** start **

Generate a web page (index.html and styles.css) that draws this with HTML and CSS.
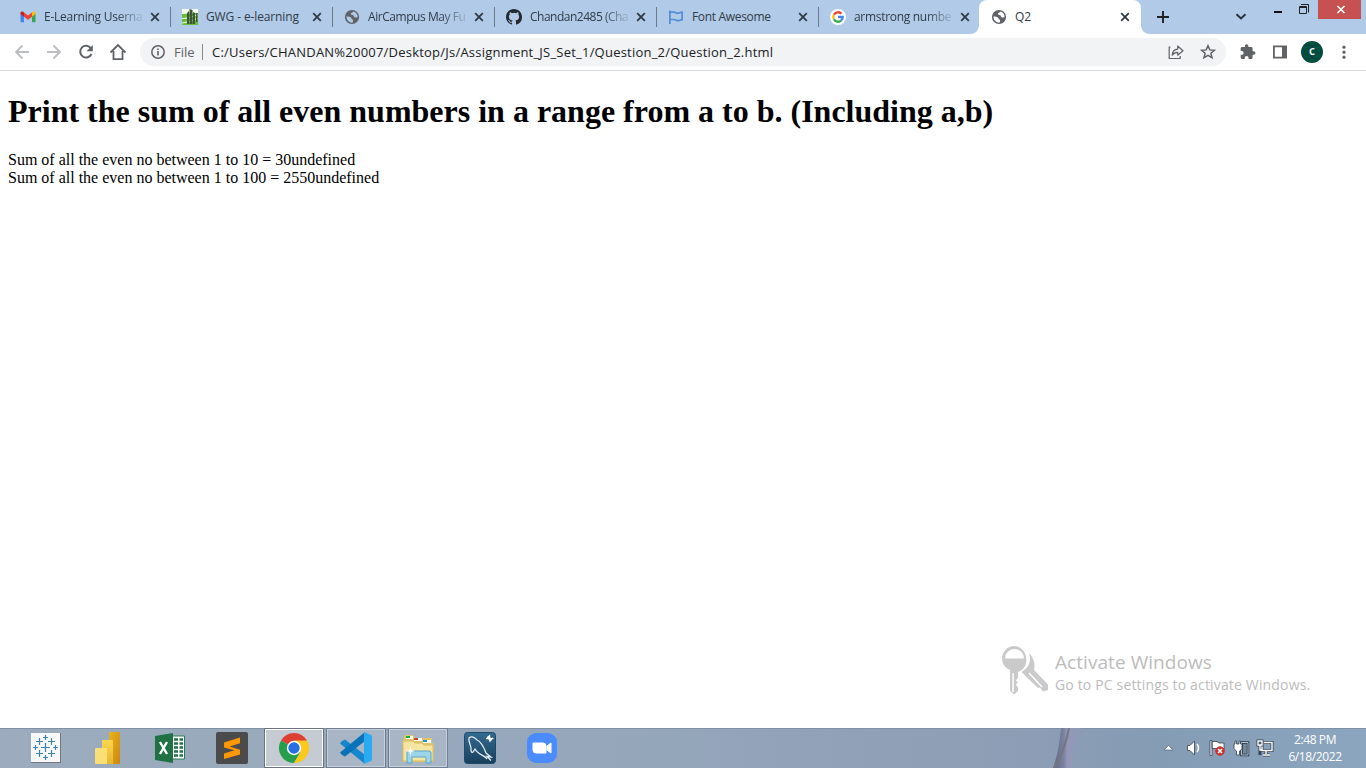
FILE: index.html
```html
<!DOCTYPE html>
<html lang="en">
<head>
<meta charset="utf-8">
<title>Q2</title>
<link rel="stylesheet" href="styles.css">
</head>
<body>
<svg class="defs" width="0" height="0">
  <symbol id="close" viewBox="0 0 10 10"><path d="M1.2 1.2l7.6 7.6M8.8 1.2L1.2 8.8" stroke="#303a45" stroke-width="1.8" fill="none"/></symbol>
  <symbol id="globe" viewBox="0 0 16 16"><circle cx="8" cy="8" r="7.1" fill="#5f6368"/><path d="M2.4 7.6c2 .2 3.600.1 4.500.9s.3 1.800 1.600 2.100c.8.2.7 1.600.2 3C5.200 14 2.600 11.300 2.400 7.600zM9.300 2.500C8.800 3.900 7 3.500 6.800 4.800 6.600 6 8.600 5.700 9.500 6.600c.7.8.3 1.900 1.700 2 1 .1 1.600-.5 2.400-.4C13.800 5.400 12 3.200 9.300 2.500z" fill="currentColor"/></symbol>
</svg>
<header class="tabstrip">
  <div class="tab">
    <svg class="fav" viewBox="0 0 16 16"><path d="M.5 4v8.300c0 .6.4 1 1 1H4V6.500z" fill="#4285f4"/><path d="M12 6.500v6.800h2.500c.6 0 1-.4 1-1V4z" fill="#34a853"/><path d="M12 3.500v4.200l3.500-2.600V4c0-1.500-1.600-2-2.600-1.200z" fill="#fbbc04"/><path d="M4 7.700V3.500l4 3 4-3v4.200l-4 3z" fill="#ea4335"/><path d="M.5 4v1.100L4 7.700V3.500l-.9-.7C2 2 .5 2.600.5 4z" fill="#c5221f"/></svg>
    <span class="title fade t1">E-Learning Userna</span><svg class="x"><use href="#close"/></svg>
  </div>
  <div class="tab">
    <svg class="fav" viewBox="0 0 16 16"><path d="M0 0h16v16H0z" fill="#f5faf0"/><path d="M0 5l16-1v12H0z" fill="#69bd3c"/><path d="M0 9.500c6 0 11-2 16-4M0 14c6-1 11-2 16-5" stroke="#e4f6d8" stroke-width="1.200" fill="none"/><path d="M5 4l2-2v13H5zM7.500 0l3 1v14h-3zM11 3l2 1v11h-2zM14 4h1.500v9H14z" fill="#3c5637"/></svg>
    <span class="title t2">GWG - e-learning</span><svg class="x"><use href="#close"/></svg>
  </div>
  <div class="tab"><svg class="fav"><use href="#globe"/></svg><span class="title fade t3">AirCampus May Fu</span><svg class="x"><use href="#close"/></svg></div>
  <div class="tab">
    <svg class="fav" viewBox="0 0 16 16"><path fill="#24292f" d="M8 0C3.580 0 0 3.580 0 8c0 3.540 2.290 6.530 5.470 7.590.4.070.550-.170.550-.380 0-.190-.010-.820-.010-1.490-2.010.370-2.530-.490-2.690-.940-.090-.230-.480-.940-.820-1.130-.280-.150-.680-.520-.010-.530.630-.010 1.080.580 1.230.820.720 1.210 1.870.870 2.330.660.070-.520.280-.870.510-1.070-1.780-.200-3.640-.890-3.640-3.950 0-.870.310-1.590.820-2.150-.080-.200-.360-1.020.080-2.120 0 0 .670-.210 2.200.820a7.600 7.600 0 0 1 4 0c1.530-1.040 2.200-.820 2.200-.820.440 1.100.160 1.920.080 2.120.510.560.820 1.270.820 2.150 0 3.070-1.870 3.750-3.650 3.950.290.250.540.730.540 1.480 0 1.070-.010 1.930-.010 2.200 0 .210.150.460.550.380A8.010 8.010 0 0 0 16 8c0-4.420-3.580-8-8-8z"/></svg>
    <span class="title fade t4">Chandan2485 (Cha</span><svg class="x"><use href="#close"/></svg>
  </div>
  <div class="tab"><svg class="fav" viewBox="0 0 16 16"><path d="M1.900 1.500v13.500M2 3.200h4.200c1.500 0 1.800 1.200 3.500 1.200 1.600 0 2.500-1.200 4.400-1.200v7.500c-1.700.1-2.700 1-4.400 1S7.500 10.500 6 10.500H2" fill="none" stroke="#538dd7" stroke-width="1.700"/></svg><span class="title t5">Font Awesome</span><svg class="x"><use href="#close"/></svg></div>
  <div class="tab last">
    <svg class="fav" viewBox="0 0 16 16"><circle cx="8" cy="8" r="8" fill="#fff"/><g fill="none" stroke-width="2.300"><path d="M3.900 5.800A4.700 4.700 0 0 1 11.400 4.600" stroke="#ea4335"/><path d="M3.900 5.800a4.700 4.700 0 0 0 0 4.400" stroke="#fbbc05"/><path d="M3.900 10.200a4.700 4.700 0 0 0 7.200 1.400" stroke="#34a853"/><path d="M11.100 11.600A4.700 4.700 0 0 0 12.700 8H8" stroke="#4285f4"/></g></svg>
    <span class="title fade t6">armstrong numbe</span><svg class="x"><use href="#close"/></svg>
  </div>
  <div class="tab active"><svg class="fav"><use href="#globe"/></svg><span class="title">Q2</span><svg class="x"><use href="#close"/></svg></div>
  <svg class="newtab" viewBox="0 0 12 12"><path d="M6 0v12M0 6h12" stroke="#202124" stroke-width="1.900"/></svg>
  <div class="winctl">
    <svg width="126" height="20" viewBox="0 0 126 20"><path d="M1.500 14.300L6 18.500l4.500-4.200" fill="none" stroke="#26313c" stroke-width="1.900"/><path d="M39 12h8" stroke="#111" stroke-width="2"/><path d="M66 4.500h7.500v8" fill="none" stroke="#222"/><path d="M64.500 6.500h7v7h-7zM64 7.500h8" fill="none" stroke="#222"/><path d="M83 0h45v19H83z" fill="#c75050"/><path d="M102.500 6l7 7M109.500 6l-7 7" stroke="#fff" stroke-width="1.600"/></svg>
  </div>
</header>
<nav class="toolbar">
  <svg class="navicons" width="126" height="36" viewBox="0 0 126 36"><g fill="none" stroke-width="1.800"><path d="M29 18H16M22.500 11.500L16 18l6.500 6.500M47 18h13M53.500 11.500L60 18l-6.500 6.500" stroke="#bbbdc0"/><path d="M91 14.300A5.900 5.900 0 1 0 91.500 20" stroke="#5f6368" stroke-width="2"/><path d="M110.500 18.500L118 11l7.500 7.500M113.500 17v8.200h9V17" stroke="#5f6368"/></g><path d="M92.800 11v6.300h-6.300z" fill="#5f6368"/></svg>
  <div class="omnibox">
    <svg width="14" height="14" viewBox="0 0 14 14"><circle cx="7" cy="7" r="6.200" fill="none" stroke="#5f6368" stroke-width="1.500"/><path d="M7 6v4.500M7 3.500v1.500" stroke="#5f6368" stroke-width="1.600"/></svg>
    <span class="file">File</span><span class="rule"></span><span class="url">C:/Users/CHANDAN%20007/Desktop/Js/Assignment_JS_Set_1/Question_2/Question_2.html</span>
    <svg class="share" width="50" height="18" viewBox="0 0 50 18"><path d="M2.500 4H1.200v11.500h11V13" fill="none" stroke="#5f6368" stroke-width="1.200"/><path d="M9.700 6.200V3L15 7.700l-5.300 4.500V9.300C7.500 9.200 5.600 10 4.200 12.200 4.500 8.800 6.200 6.500 9.700 6.200z" fill="none" stroke="#5f6368" stroke-width="1.200" stroke-linejoin="round"/><path d="M40 2.700l1.800 4.200 4.600.4-3.500 3 1.100 4.500-4-2.400-4 2.400 1.100-4.500-3.500-3 4.600-.4z" fill="none" stroke="#5f6368" stroke-width="1.500"/></svg>
  </div>
  <svg class="ext" width="50" height="18" viewBox="0 0 50 18"><path transform="translate(-.7 .5) scale(.7)" fill="#5f6368" d="M20.500 11H19V7c0-1.100-.9-2-2-2h-4V3.500a2.500 2.500 0 0 0-5 0V5H4c-1.100 0-2 .9-2 2v3.800h1.500a2.700 2.700 0 0 1 0 5.400H2V20c0 1.100.9 2 2 2h3.800v-1.500a2.700 2.700 0 0 1 5.400 0V22H17c1.100 0 2-.9 2-2v-4h1.500a2.500 2.500 0 0 0 0-5z"/><path d="M33.900 3.400h12.200v11.200H33.900z" fill="none" stroke="#5f6368" stroke-width="1.800"/><path d="M42 3h4v12h-4z" fill="#5f6368"/></svg>
  <span class="avatar">c</span>
  <svg width="4" height="16" viewBox="0 0 4 16"><g fill="#5f6368"><circle cx="2" cy="3.200" r="1.600"/><circle cx="2" cy="8.200" r="1.600"/><circle cx="2" cy="13.200" r="1.600"/></g></svg>
</nav>
<main class="page">
  <h1 class="question">Print the sum of all even numbers in a range from a to b. (Including a,b)</h1>
  <div class="r1">Sum of all the even no between 1 to 10 = 30undefined</div>
  <div class="r2">Sum of all the even no between 1 to 100 = 2550undefined</div>
  <aside class="watermark">
    <svg width="48" height="50" viewBox="0 0 48 50"><g fill="#cacaca"><path d="M27 7c5 5 6.500 11 5 17L46 38.500V44l-5 1.500-3-4-2 .5-15-14.500q-2-1-1-2.500c5.500-2 8-7 8-12.500z"/><path stroke="#fff" stroke-width="1.500" d="M12.500-.7C5-.7-.7 5.200-.7 12.500c0 5.500 3.200 10 8 12V45l5 4.500 4.500-4.500v-4l-2-2 2-2.500-2-2 2-2.500v-5.500c5-2 8.300-6.500 8.300-12C25.100 5.200 19.500-.7 12.500-.7z"/></g><path d="M3 12.500a9.300 9.300 0 0 1 19 0zM10.300 27h1.500v19h-1.500z" fill="#fff"/><path d="M27 27l13 14" stroke="#fff" stroke-width="1.500"/></svg>
    <div><div class="wt">Activate Windows</div><div class="ws">Go to PC settings to activate Windows.</div></div>
  </aside>
</main>
<footer class="taskbar">
  <div class="app"><svg viewBox="0 0 32 32"><path d="M1 1h30v30H1z" fill="#70777e"/><path d="M1 1h29v29H1z" fill="#f8f8f8"/><path d="M15.500 11v9M11 15.500h9M9.500 6v7M6 9.500h7M21.500 6v7M18 9.500h7M9.500 18v7M6 21.500h7M21.500 18v7M18 21.500h7M15.500 3v5M13 5.500h5M15.500 23v5M13 25.500h5M5.500 13v5M3 15.500h5M25.500 13v5M23 15.500h5" stroke="#3f82ad" stroke-width="1.200"/></svg></div>
  <div class="app"><svg viewBox="0 0 32 32"><defs><linearGradient id="pb" x2="1" y2="1"><stop stop-color="#e9b51f"/><stop offset="1" stop-color="#cc840d"/></linearGradient><linearGradient id="pb2" x2="0" y2="1"><stop stop-color="#f8d64d"/><stop offset="1" stop-color="#e7b62d"/></linearGradient></defs><rect x="17" width="11" height="32" rx="1" fill="url(#pb)"/><path d="M11 8h9q1 0 1 1v23H10V9q0-1 1-1z" fill="url(#pb2)"/><path d="M4 16h10q1 0 1 1v15H4q-1 0-1-1V17q0-1 1-1z" fill="#f9df75"/></svg></div>
  <div class="app"><svg viewBox="0 0 32 32"><path d="M18 4h12.500v23H18z" fill="#fff" stroke="#247c50"/><path d="M20 7.500h4M20 11.500h4M20 15.500h4M20 19.500h4M20 23.500h4M25.500 7.500H29M25.500 11.500H29M25.500 15.500H29M25.500 19.500H29M25.500 23.500H29" stroke="#217346" stroke-width="2.500"/><path d="M1 4l18-3v30L1 28z" fill="#207245"/><path d="M6 10l7 12M13 10L6 22" stroke="#fff" stroke-width="2.400"/></svg></div>
  <div class="app"><svg viewBox="0 0 32 32"><rect width="32" height="32" rx="2" fill="#4b4b4b"/><path d="M8 10.500l16-5v5.700L13.500 14.500 24 17.700v4.800L8 27v-5.500l10.500-3.200L8 15.500z" fill="#ff9800"/></svg></div>
  <div class="app open current"><svg viewBox="0 0 32 32"><path d="M16 16L3 8.500A15 15 0 0 1 29 8.500z" fill="#df4034"/><path d="M16 16L3 8.500A15 15 0 0 0 16 31l6.500-11z" fill="#269e4b"/><path d="M16 16l6.500 4L16 31A15 15 0 0 0 29 8.500H16z" fill="#fbc91b"/><circle cx="16" cy="16" r="7.200" fill="#fff"/><circle cx="16" cy="16" r="5.700" fill="#276fe0"/></svg></div>
  <div class="app open"><svg viewBox="0 0 32 32"><path d="M2 9l3-1.500L25 23v9L0 11.500z" fill="#1686ce"/><path d="M2 23l3 1.500L25 9V0L0 20.500z" fill="#0873b8"/><path d="M24 0l8 3.500v25L24 32z" fill="#2aaaf0"/></svg></div>
  <div class="app open"><svg viewBox="0 0 32 32"><path d="M1 8l2-5h8l2 3h17v5l2 1-1 18H1z" fill="#e3c56a"/><path d="M4 4h7v3H4zM12 6h8v3h-8zM21 8h8v3h-8z" fill="#fff"/><path d="M4 4h4v2H4z" fill="#17af32"/><path d="M12 6h4v2h-4z" fill="#d24325"/><path d="M21 8h4v2h-4z" fill="#2693df"/><path d="M1 9h10l2 2h7l2 2h9v16H1z" fill="#f6e5a0" stroke="#d7bc65"/><path d="M5 31V21q0-2 2-2h20q2 0 2 2v10h-5v-6H10v6z" fill="#9bd5ea" stroke="#5ba7c8"/><path d="M8.500 14l1 4 3.500 1-3.500 1-1 4-1-4-3.500-1 3.500-1z" fill="#fff"/></svg></div>
  <div class="app"><svg viewBox="0 0 32 32"><defs><linearGradient id="my" x2="0" y2="1"><stop stop-color="#346b91"/><stop offset="1" stop-color="#173f5d"/></linearGradient></defs><rect x=".5" y=".5" width="31" height="31" rx="3" fill="url(#my)" stroke="#204967"/><path d="M9 20c-1 1-2 0-2-2 1-3-3-8-2-12 2-2 6-1 8 2 5 2 7 8 9 13l5 4-4-.5 4 4M9 20l2-3c3 6 10 6 12 10" fill="none" stroke="#e3edf2" stroke-width="1.300"/><path d="M23.500 4.500l4 4" stroke="#fff" stroke-width="2.600"/><path d="M22 6.500q2 .5 3-.5t.5-3M26 10q-.5-2 .5-3t3-.5" fill="none" stroke="#fff" stroke-width="1.200"/></svg></div>
  <div class="app"><svg viewBox="0 0 32 32"><rect x="1" y="1" width="30" height="30" rx="9" fill="#4a8cff"/><path d="M7 11h10q3 0 3 3v7H10q-3 0-3-3zM21 14l4-3v10l-4-3z" fill="#fff" stroke="#fff" stroke-linejoin="round"/></svg></div>
  <svg class="streak" width="40" height="40" viewBox="0 0 40 40"><defs><linearGradient id="sk"><stop stop-color="#5f6880"/><stop offset=".4" stop-color="#7b83a0"/><stop offset=".5" stop-color="#9497b8"/><stop offset="1" stop-color="#8f9bb8"/></linearGradient></defs><path d="M13 0h20q-7 18-10 40H5q6-16 8-40z" fill="url(#sk)"/><path d="M21 0Q17 22 6 40" fill="none" stroke="#777482" stroke-width="2"/></svg>
  <svg class="tray" width="114" height="20" viewBox="0 0 114 20"><path d="M4 12l4.500-4.500L13 12z" fill="#fff" stroke="#49576a" stroke-width=".6"/><g stroke="#354354" stroke-width=".8" fill="#fff"><path d="M27.500 7.500h2.500L34.500 3v14L30 12.500h-2.500z"/><path d="M37 6q3 4 0 8" fill="none" stroke="#fff" stroke-width="1.500"/><path d="M50 2.500h2v15h-2zM52 3.500h5l2 1.500h5v7h-5l-2-1.500h-5z"/><circle cx="60" cy="13" r="4.300" fill="#d82b24" stroke="#b8302c"/><path d="M58 11l4 4M62 11l-4 4" stroke="#fff" stroke-width="1.700"/><path d="M81.500 4.500h6.500v12.500h-6.500z" fill="#73869b" stroke="#25374b" stroke-width="2.500"/><path d="M81.500 4.500h6.500v12.500h-6.500z" fill="none" stroke="#dce5ed"/><path d="M75 3h1.500v3H79V3h1.500v3H82v5l-2.500 2v4h-3v-4L74 11V6h1z"/></g><g fill="none" stroke="#354354" stroke-width="3"><path d="M104 4.500h8v8H102v-4M106 13v3M103 17h7M98 3h4v4h-4zM100 7v10"/></g><g fill="none" stroke="#fff" stroke-width="1.400"><path d="M104 4.500h8v8H102v-4M106 13v3M103 17h7M98 3h4v4h-4zM100 7v5h2"/></g></svg>
  <div class="clock"><div class="time">2:48 PM</div><div class="date">6/18/2022</div></div>
</footer>
</body>
</html>
```
FILE: styles.css
```css
* { box-sizing: border-box; }
html, body { height: 100%; overflow: hidden; }
body { margin: 0; display: flex; flex-direction: column; background: #fff; font-family: "Open Sans", "Noto Sans", sans-serif; }
svg { display: block; flex: none; }
.defs { position: absolute; }
.tabstrip { height: 34px; flex: none; display: flex; background: #b0cae7; padding-left: 9px; }
.tab { width: 162px; height: 34px; flex: none; display: flex; align-items: center; padding: 0 0 0 11px; background: linear-gradient(#6c7a8a, #6c7a8a) 100% 7px / 1px 20px no-repeat; }
.tab.last { width: 160px; background: none; }
.fav { width: 16px; height: 16px; margin-right: 8px; color: #b0cae7; }
.title { width: 98px; margin-right: 8px; white-space: nowrap; font-size: 12px; line-height: 20px; color: #303c48; }
.t1 { letter-spacing: -.25px; }
.t2 { letter-spacing: -.12px; }
.t3 { letter-spacing: -.45px; }
.t4 { letter-spacing: -.5px; }
.t5 { letter-spacing: -.33px; }
.t6 { letter-spacing: -.3px; }
.fade { mask-image: linear-gradient(90deg, #000 72px, transparent 102px); }
.x { width: 10px; height: 10px; }
.active { background: #fff; border-radius: 8px 8px 0 0; position: relative; padding-left: 12px; }
.active .title { margin-right: 7px; }
.active::before, .active::after { content: ""; position: absolute; bottom: 0; width: 8px; height: 8px; }
.active::before { left: -8px; background: radial-gradient(circle at 0 0, transparent 7.5px, #fff 8px); }
.active::after { right: -8px; background: radial-gradient(circle at 100% 0, transparent 7.5px, #fff 8px); }
.active .fav { color: #fff; }
.newtab { width: 12px; height: 12px; margin: 11px 0 0 16px; }
.winctl { margin-left: auto; padding-right: 5px; }
.toolbar { height: 37px; flex: none; display: flex; align-items: center; border-bottom: 1px solid #d9dadc; padding-right: 20px; }
.omnibox { width: 1086px; height: 28px; margin-left: 14px; padding: 0 8px 0 11px; display: flex; align-items: center; border-radius: 14px; background: #f1f3f4; font-size: 13px; line-height: 20px; color: #202124; flex: none; }
.file { width: 22px; margin-left: 9px; color: #5f6368; }
.rule { width: 1px; height: 16px; margin: 0 9px 0 6px; background: #858a8f; }
.url { white-space: nowrap; letter-spacing: .22px; }
.share { margin-left: auto; }
.ext { margin-left: 14px; }
.avatar { width: 22px; height: 22px; margin: 0 19px 0 auto; border-radius: 50%; background: #004d40; color: #fff; font: 600 12px/20px "Open Sans", sans-serif; text-align: center; }
.page { flex: 1; min-height: 0; padding: 21px 8px 0; font: 16px/18px "Liberation Serif", serif; color: #000; position: relative; }
.question { margin: 0 0 21px; font-size: 32px; line-height: 38px; white-space: nowrap; }
.r1, .r2 { white-space: nowrap; }
.watermark { position: absolute; left: 1002px; top: 575px; display: flex; gap: 5px; font-family: "Open Sans", sans-serif; color: #bcbcbc; white-space: nowrap; }
.wt { font-size: 19px; line-height: 26px; padding-top: 3px; letter-spacing: .06px; }
.ws { font-size: 14px; line-height: 20px; letter-spacing: .16px; }
.taskbar { height: 40px; flex: none; display: flex; align-items: center; padding-left: 15px; box-shadow: inset 0 1px #8191a5; background: linear-gradient(90deg, #9cacbe 0, #94a6ba 50%, #8d9db5 75%, #849cb4 85%, #8ca6bf 100%); }
.app { width: 60px; height: 40px; margin: 0 1px; flex: none; display: grid; place-items: center; }
.app svg { width: 32px; height: 32px; }
.open { border: 1px solid #6f7e92; box-shadow: inset 0 0 0 1px #c7d0db; background: #a7b5c4; }
.current { border-color: #6b7480; box-shadow: inset 0 0 0 1px #fff; background: #c4cbd3; }
.streak { margin-left: 475px; }
.tray { margin-left: 72px; }
.clock { width: 60px; margin-left: 11px; text-align: center; color: #fff; font-size: 12px; line-height: 17px; letter-spacing: -.4px; white-space: nowrap; }
```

** end **

▸ **TASK DIRECTIONS**
Provide only the count of lines in the material above that hold the word "styles".

▸ **CORRECT OUTPUT**
3